- Born: July 16, 1894 Bucharest, Kingdom of Romania
- Died: October 7, 1973 (aged 79) Bucharest, Socialist Republic of Romania
- Education: University of Bucharest University of Paris
- Known for: Froda's theorem
- Scientific career
- Fields: Mathematician
- Workplaces: University of Bucharest
- Thesis: Sur la distribution des propriétés de voisinage des functions de variables réelles (1929)
- Doctoral advisor: Émile Borel

= Alexandru Froda =

Romanian mathematician (1894–1973)

Alexandru Froda (July 16, 1894 – October 7, 1973) was a Romanian mathematician with contributions in the field of mathematical analysis, algebra, number theory and rational mechanics. In his 1929 thesis he provided the namesake proof of an often unnamed theorem now sometimes called Froda's theorem.

== Life ==
Alexandru Froda was born in Bucharest in 1894. In 1927 he graduated from the University of Sciences (now the Faculty of Mathematics of the University of Bucharest). He received his Ph.D. from the University of Paris in 1929 under the direction of Émile Borel.

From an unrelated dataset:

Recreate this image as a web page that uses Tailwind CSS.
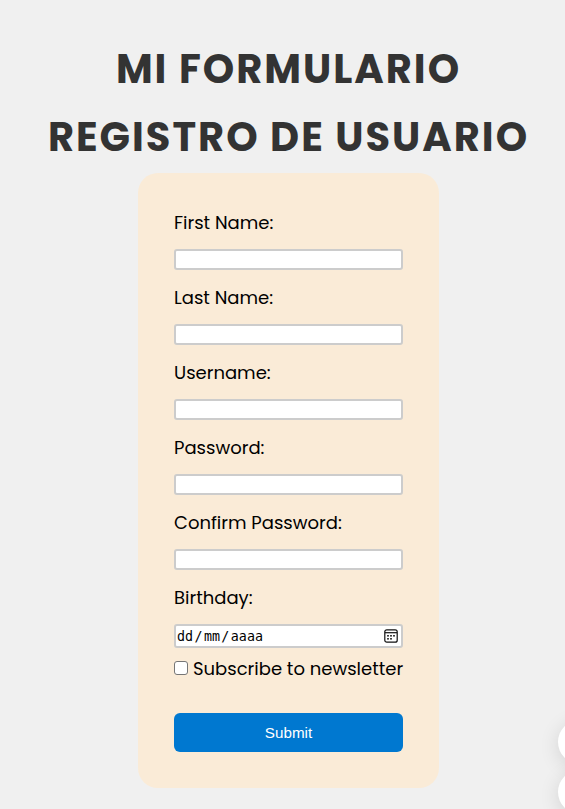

Froda was elected president of the Romanian Mathematical Society in 1946. In 1948 he became professor in the Faculty of Mathematics and Physics of the University of Bucharest.

== Work ==
Froda's major contribution was in the field of mathematical analysis. His first important result was concerned with the set of discontinuities of a real-valued function of a real variable. In this theorem Froda proves that the set of simple discontinuities of a real-valued function of a real variable is at most countable.

In a paper from 1936 he proved a necessary and sufficient condition for a function to be measurable. In the theory of algebraic equations, Froda proved a method of solving algebraic equations having complex coefficients.

In 1929 Dimitrie Pompeiu conjectured that any continuous function of two real variables defined on the entire plane is constant if the integral over any circle in the plane is constant. In the same year Froda proved that, in the case that the conjecture is true, the condition that the function is defined on the whole plane is indispensable. Later it was shown that the conjecture is not true in general.

In 1907 Pompeiu constructed an example of a continuous function with a nonzero derivative which has a zero in every interval. Using this result Froda finds a new way of looking at an older problem posed by Mikhail Lavrentyev in 1925, namely whether there is a function of two real variables such that the ordinary differential equation $dy=f(x,y)dx$ has at least two solutions passing through every point in the plane.

In the theory of numbers, beside rational triangles he also proved several conditions for a real number, which is the limit of a rational convergent sequence, to be irrational, extending a previous result of Viggo Brun from 1910.

In 1937 Froda independently noticed and proved the case $n=1$ of the Borsuk–Ulam theorem. He died in Bucharest in 1973.